● Task description:
Present every line in which the string "React" appears.

>> Start Source records

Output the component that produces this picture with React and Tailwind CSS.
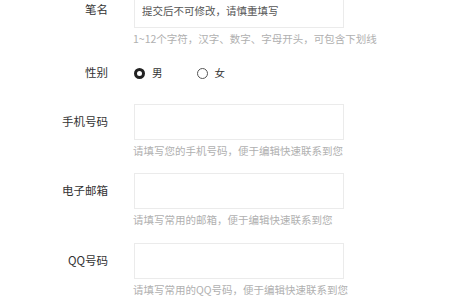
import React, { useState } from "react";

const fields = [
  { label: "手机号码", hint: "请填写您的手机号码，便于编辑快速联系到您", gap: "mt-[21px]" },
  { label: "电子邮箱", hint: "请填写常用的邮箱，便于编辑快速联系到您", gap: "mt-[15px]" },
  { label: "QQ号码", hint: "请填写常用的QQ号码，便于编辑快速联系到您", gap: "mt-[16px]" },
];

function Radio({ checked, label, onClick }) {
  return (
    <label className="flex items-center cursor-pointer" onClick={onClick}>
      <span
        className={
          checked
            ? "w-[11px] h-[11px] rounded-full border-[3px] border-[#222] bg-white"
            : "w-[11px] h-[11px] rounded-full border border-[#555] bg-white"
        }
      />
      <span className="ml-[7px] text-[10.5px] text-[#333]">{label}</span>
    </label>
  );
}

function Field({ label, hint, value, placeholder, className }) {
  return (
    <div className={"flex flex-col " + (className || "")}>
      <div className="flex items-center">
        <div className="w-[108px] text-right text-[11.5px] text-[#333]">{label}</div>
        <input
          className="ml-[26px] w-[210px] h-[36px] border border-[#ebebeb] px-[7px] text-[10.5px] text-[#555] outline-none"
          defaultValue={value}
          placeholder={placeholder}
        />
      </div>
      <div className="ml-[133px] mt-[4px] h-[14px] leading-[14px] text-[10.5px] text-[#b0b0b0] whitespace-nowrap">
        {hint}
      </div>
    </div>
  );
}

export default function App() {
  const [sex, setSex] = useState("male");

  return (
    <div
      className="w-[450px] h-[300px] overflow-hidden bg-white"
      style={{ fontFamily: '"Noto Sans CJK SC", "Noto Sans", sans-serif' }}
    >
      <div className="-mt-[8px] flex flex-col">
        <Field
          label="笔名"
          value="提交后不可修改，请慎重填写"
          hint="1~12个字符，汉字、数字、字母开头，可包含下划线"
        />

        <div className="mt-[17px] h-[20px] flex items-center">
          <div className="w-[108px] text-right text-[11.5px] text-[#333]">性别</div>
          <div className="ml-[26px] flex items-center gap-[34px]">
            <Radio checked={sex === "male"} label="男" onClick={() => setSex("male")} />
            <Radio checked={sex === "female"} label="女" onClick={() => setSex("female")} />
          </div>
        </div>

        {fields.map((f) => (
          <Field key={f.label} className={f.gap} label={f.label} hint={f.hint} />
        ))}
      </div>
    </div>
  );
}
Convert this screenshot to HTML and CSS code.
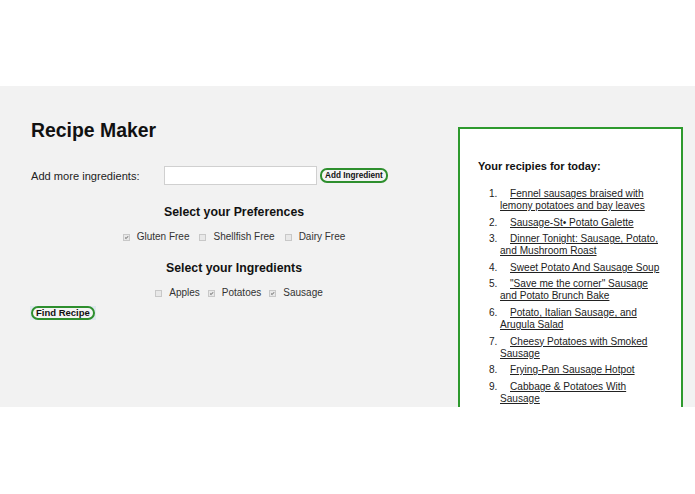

>> End Source records

● Written reply:
Output the component that produces this picture with React and Tailwind CSS.
import React, { useState } from "react";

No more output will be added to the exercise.